While the conservative investor relies extensively upon diversification to minimize risks, his aggressive counterpart must sacrifice wide diversification if his portfolio is significantly to outperform the general market. Although wide diversification reduces risks by offsetting mediocre selection with good ones, it also reduces substantially the profit or capital gain potential of a portfolio. Just as no speculator ever amassed a fortune while following the principle of diversification, no investor who expects his portfolio to outperform the averages significantly and to provide major capital gains can practice broad diversification.
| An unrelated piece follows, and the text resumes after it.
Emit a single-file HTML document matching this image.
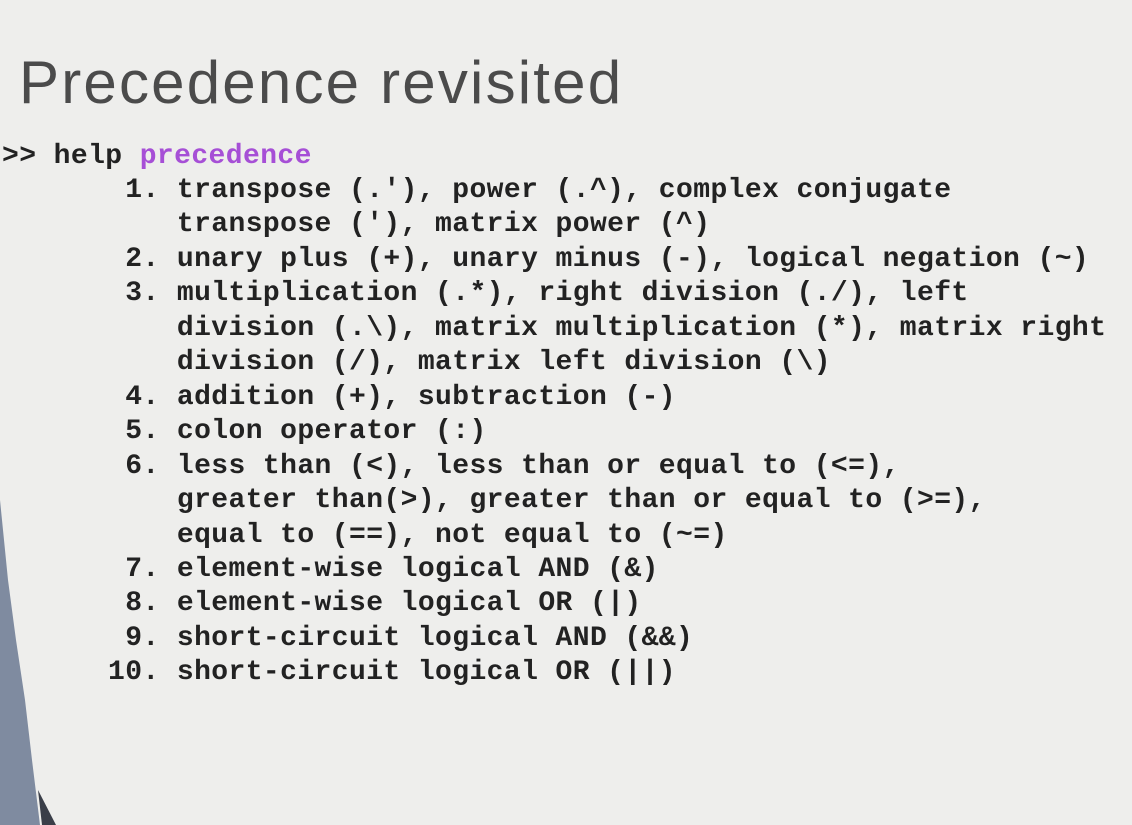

Finally, each investor must ask himself whether he meets the qualifications that have been discussed for successful investing. Failure to meet any of these makes it probable that by following an aggressive approach to investment, the investor will have a poorer record than if he adhered to the tenets held by the conservative investor. Should the investor decide to become conservative, he will at least have the satisfaction of knowing he should do considerably better than the unqualified investor who attempts to pursue aggressive tactics.
There are no short cuts to successful investment for aggressive investors. To earn really sizeable capital gains requires substantially more effort, patience, courage, and intelligence, than that required of the conservative investor.
It requires much more on all of these counts. As in other fields, the investor cannot get something for nothing. Once the investor has selected his own investment classification, he must pursue adamantly the principles of his particular group.